Telefónica’s AURA turns artificial intelligence into real, enhanced customer experiences
Huge excitement surrounds the application of artificial intelligence (AI) in the telecoms industry as communications service providers (CSPs) look to operate more effectively and provide richer, automated experiences to customers. The theory’s sound but talk is cheap so it was refreshing for George Malim to speak to Telefónica executives José Ramón Gómez Utrilla and Irene Gómez at Digital Transformation World in Nice, France.
Telefónica is among the CSPs leading the charge into AI having launched its AURA platform two years ago at Mobile World Congress 2017. AURA, which Telefónica describes as a fourth platform enabled by cognitive capabilities, helps users to manage their digital experiences with the company and control the data generated by its products and services in a transparent and secure manner. It is the fruit of sustained investment totalling €48bn since 2012 in end-to-end digitalisation of the CSP extending from the infrastructure to IT and into the development of new digital products and services. It’s thought of as the fourth platform because it follows the first platform if infrastructure, the second platform of IT systems and the third platform of the products and services Telefonica offers its customers.

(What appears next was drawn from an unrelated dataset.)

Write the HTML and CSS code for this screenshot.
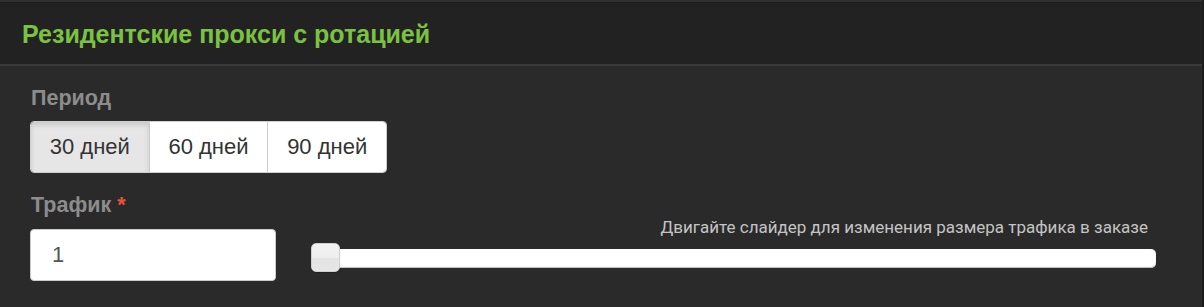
FILE: index.html
```html
<!DOCTYPE html>
<html lang="ru">
<head>
<meta charset="utf-8">
<link rel="stylesheet" href="styles.css">
</head>
<body>
<div class="page">
  <div class="topstrip"></div>
  <div class="header">
    <h1 class="title">Резидентские прокси с ротацией</h1>
  </div>
  <div class="content">
    <div class="label">Период</div>
    <div class="btn-group">
      <button class="btn active">30 дней</button>
      <button class="btn">60 дней</button>
      <button class="btn">90 дней</button>
    </div>
    <div class="label label-traffic">Трафик <span class="req">*</span></div>
    <div class="traffic-row">
      <div class="input">1</div>
      <div class="slider-col">
        <div class="hint">Двигайте слайдер для изменения размера трафика в заказе</div>
        <div class="slider">
          <div class="track"></div>
          <div class="handle"></div>
        </div>
      </div>
    </div>
  </div>
</div>
</body>
</html>
```
FILE: styles.css
```css
html, body {
  margin: 0;
  padding: 0;
  background: #2a2a2a;
}
.page {
  width: 1202px;
  height: 307px;
  background: #2a2a2a;
  border-right: 2px solid #1d1d1d;
  overflow: hidden;
  font-family: "Liberation Sans", Arial, sans-serif;
}
.topstrip {
  height: 2px;
  background: #303030;
  border-bottom: 1px solid #1b1b1b;
}
.header {
  height: 61px;
  background: #222222;
  border-bottom: 2px solid #3a3a3a;
  display: flex;
  align-items: center;
  padding-left: 22px;
}
.title {
  margin: 0;
  font-size: 25px;
  font-weight: bold;
  color: #7cc242;
  padding-top: 2px;
}
.content {
  padding: 20px 30px 0 30px;
}
.label {
  font-size: 21.5px;
  font-weight: bold;
  color: #8c8c8c;
  padding-left: 1px;
  line-height: 24px;
}
.req {
  color: #e8533a;
}
.btn-group {
  display: flex;
  margin-top: 11px;
  width: 357px;
  height: 52px;
  border-radius: 4px;
  overflow: hidden;
  border: 1px solid #cfcfcf;
  box-sizing: border-box;
}
.btn {
  flex: 1;
  border: none;
  border-left: 1px solid #cccccc;
  background: #ffffff;
  font-family: "Liberation Sans", Arial, sans-serif;
  font-size: 22px;
  color: #333333;
  padding: 0;
  margin: 0;
}
.btn:first-child {
  border-left: none;
}
.btn.active {
  background: #e6e6e6;
  box-shadow: inset 0 3px 5px rgba(0,0,0,0.125);
}
.label-traffic {
  margin-top: 20px;
}
.traffic-row {
  display: flex;
  margin-top: 12px;
  align-items: flex-start;
}
.input {
  width: 246px;
  height: 52px;
  box-sizing: border-box;
  background: #ffffff;
  border: 1px solid #cccccc;
  border-radius: 4px;
  padding-left: 21px;
  font-size: 22px;
  color: #555555;
  line-height: 50px;
  flex: none;
}
.slider-col {
  margin-left: 35px;
  width: 845px;
  margin-top: -12px;
}
.hint {
  text-align: right;
  padding-right: 8px;
  font-family: Roboto, "Liberation Sans", sans-serif;
  font-size: 17px;
  color: #c4c4c4;
  line-height: 20px;
}
.slider {
  position: relative;
  height: 30px;
  margin-top: 5px;
}
.track {
  position: absolute;
  left: 4px;
  right: 0;
  top: 7px;
  height: 19px;
  background: #ffffff;
  border-radius: 5px;
  box-shadow: inset 0 -1px 1px #b9b9b9;
}
.handle {
  position: absolute;
  left: 0;
  top: 1px;
  width: 29px;
  height: 29px;
  box-sizing: border-box;
  border: 1px solid #d0d0d0;
  border-radius: 5px;
  background: linear-gradient(#f2f2f2 0%, #eeeeee 50%, #e4e4e4 51%, #e6e6e6 100%);
  box-shadow: 0 1px 1px rgba(0,0,0,0.2);
}
```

“Our mission with AURA is to create a new engagement with our customers to allow them to interact with us in real-time with natural language,” explains José Ramón Gómez Utrilla, senior product manager in the AURA unit at Telefónica. “This means creating a personalised, omnichannel one-stop-shop to strengthen the customer relationship model.”
To that end, Telefónica has subsequently rolled out AURA in six of its operating markets in both Europe and Latin America with three further markets to be added in Latin America this year. “We decided to begin from different points to see how AURA is adopted and to develop different use cases,” says Irene Gómez, the global digital product director for AURA at Telefónica. “In Brazil, for example, we are providing an omnichannel experience across 22 channels where our top objective is create more and more experiences. We have a device that includes AURA by design and has the intent of concentrating experiences in the home. We began connecting our proprietary services via the TV, enabling users to ask for content or change the TV channel.”
“In Germany, AURA is integrated in the web channel,” she adds. “We have developed a global platform that is deployed locally. There is only one development and services are local.”
This global development is then utilised to enable services in local markets. “We focus on global enablers and understanding user connections to different channels,” explains Gómez Utrilla. “The value on a regional level is that we can replicate the skills of the global team at a local level so we have the language, the neuro-linguistic programming (NLP) and other skills that are common globally to build new use cases that are locally relevant.”
Telefónica has not developed AURA in isolation, partnering with Microsoft and integrating with Google and Facebook. “We have a technology partners in Microsoft and we use their cognitive service and Azure cloud,” he adds. “That is the foundation and logic on top of which we integrate with Google and Facebook with their assistance. This means customers can check-in with Google and say they want to talk in AURA.”
Gómez Utrilla is keen to emphasise that data privacy has been considered and is carefully guarded. “We are talking about personal data so we need to be very careful about what is shared,” he says.
Both executives point out that AURA is far more than simply a conversational agent and forms the basis for rich digital experience for customers. “AURA enables a new customer relationship model based on data,” confirms Irene Gómez. “We did a lot of research into this and the conclusion was to build it in layers and introduce it in a staged way. We have people who want to know more and understand the customer promise and the attention to privacy. We’re also working on the language in which we communicate in order to simplify that.”
While it’s still early days, in 15 months of production AURA has two million monthly active customers and there have been 30 million connections so far. “These help us to shape the product,” she adds. “There are early positive signs, especially in Brazil where we have found that 80% of people who interact with AURA don’t call the call centre in the next 48 hours.”
As AURA continues to enter new markets and users increase their utilisation of the services, Telefónica will continuously increase its knowledge of how customers interact and this can be applied from local to regional to global markets. Reduced call centre interactions among users barely scratches the surface of the operational and customer benefits to come in future.